If you haven't been to the Power of Moms website recently, visit their site and read some of their fabulous articles. I was excited to attend one of their retreats this past weekend. Power of Moms is all about Deliberate Parenting. It's basically professional development for the occupation of motherhood. What I love so much about it is that it's principle based. I've learned so much and I think I've become a better mother since I've attended retreats, read their articles, and met with some great friends in a Learning Circle.
At the Park City Retreat earlier this year I had the chance to hear Macy Robison perform music from her album Children Will Listen. I was listening to the album today in the car and remembered one of my favorite moments from the Park City Retreat. Macy's song In the Meantime spoke directly to my heart. I definitely carry a lot of mom guilt with me and worry over all of my mistakes. She sang the words, "And she wonders when she'll really find herself again, but she's becoming one on whom God can depend." I had the impression that I am becoming one on whom God can depend. I immediately thought of Jason's crazy travel schedule we dealt with for so long. I realized that even though I felt at times that I would lose it, I didn't lose it. I held our family together. My kids were happy and didn't seem very bothered by Jason's travel and I had to give myself some credit for that. I took care of my responsibilities to the very best of my abilities, without making excuses. Now I don't want to give the impression that I think I'm perfect. I don't. I'm painfully aware of my weaknesses and faults and I know there is still so much I need to learn. I was so thankful for that impression, because I felt love and acceptance of what I do as a mother from my Father in Heaven.

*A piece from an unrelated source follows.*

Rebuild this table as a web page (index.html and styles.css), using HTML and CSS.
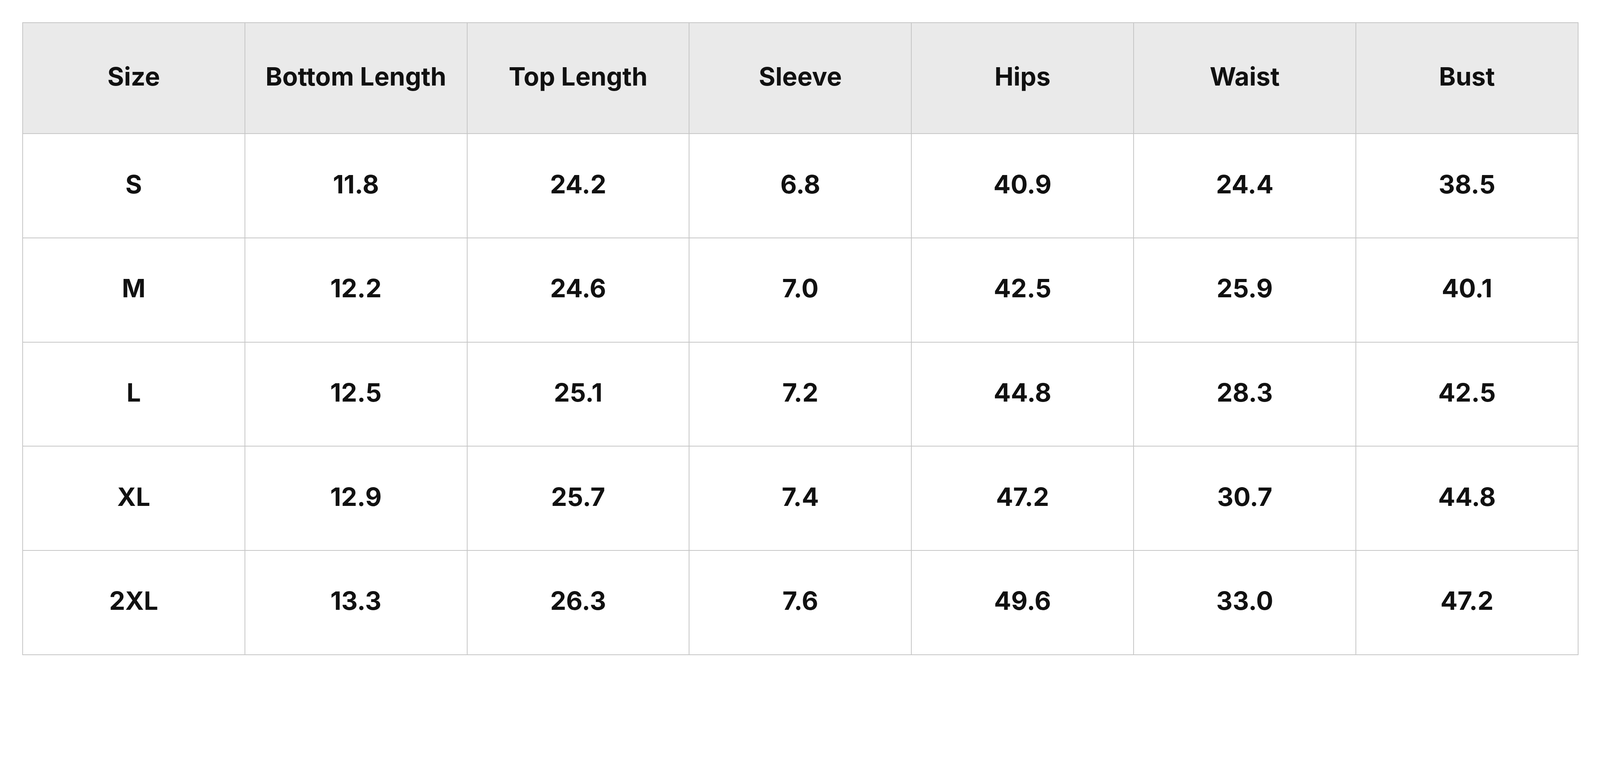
FILE: index.html
```html
<!DOCTYPE html>
<html lang="en">
<head>
<meta charset="utf-8">
<title>Size Chart</title>
<link rel="stylesheet" href="styles.css">
</head>
<body>
<table class="size-table">
  <thead>
    <tr>
      <th>Size</th><th>Bottom Length</th><th>Top Length</th><th>Sleeve</th><th>Hips</th><th>Waist</th><th>Bust</th>
    </tr>
  </thead>
  <tbody>
    <tr><td>S</td><td>11.8</td><td>24.2</td><td>6.8</td><td>40.9</td><td>24.4</td><td>38.5</td></tr>
    <tr><td>M</td><td>12.2</td><td>24.6</td><td>7.0</td><td>42.5</td><td>25.9</td><td>40.1</td></tr>
    <tr><td>L</td><td>12.5</td><td>25.1</td><td>7.2</td><td>44.8</td><td>28.3</td><td>42.5</td></tr>
    <tr><td>XL</td><td>12.9</td><td>25.7</td><td>7.4</td><td>47.2</td><td>30.7</td><td>44.8</td></tr>
    <tr><td>2XL</td><td>13.3</td><td>26.3</td><td>7.6</td><td>49.6</td><td>33.0</td><td>47.2</td></tr>
  </tbody>
</table>
</body>
</html>
```

FILE: styles.css
```css
:root {
  --u: calc(1px / 1.125);
}
html, body {
  margin: 0;
  padding: 0;
  background: #ffffff;
}
body {
  padding: calc(64 * var(--u));
  font-family: Inter, "Noto Sans", sans-serif;
  color: #111111;
}
.size-table {
  border-collapse: collapse;
  table-layout: fixed;
  width: calc(4482 * var(--u));
}
.size-table th,
.size-table td {
  border: 2px solid #c6c6c6;
  text-align: center;
  vertical-align: middle;
  font-size: calc(73 * var(--u));
  font-weight: 700;
  padding: 0 0 calc(10 * var(--u)) 0;
  box-sizing: border-box;
}
.size-table th {
  background: #eaeaea;
  height: calc(320 * var(--u));
}
.size-table td {
  background: #ffffff;
  height: calc(300 * var(--u));
}
```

My second retreat this past weekend was just as amazing. I had so many "ah-ha" moments to guide me as a mother of four amazing, busy, sometimes crazy kids! My favorite quote of the day was "Raise the Praise, Minimize the Criticize." I came away with many concrete ideas to implement into our family that I know will make our relationships stronger and our family happier. I also loved hearing stories from other mothers and knowing I'm not alone in my day-to-day struggles and triumphs. What an incredible group of women!
Motherhood is the most important job anyone can have. It's exhausting and trying at times, but always fulfilling. I'm grateful I discovered Power of Moms. It's an amazing resource that really has blessed my life (and the life of my husband and kids)!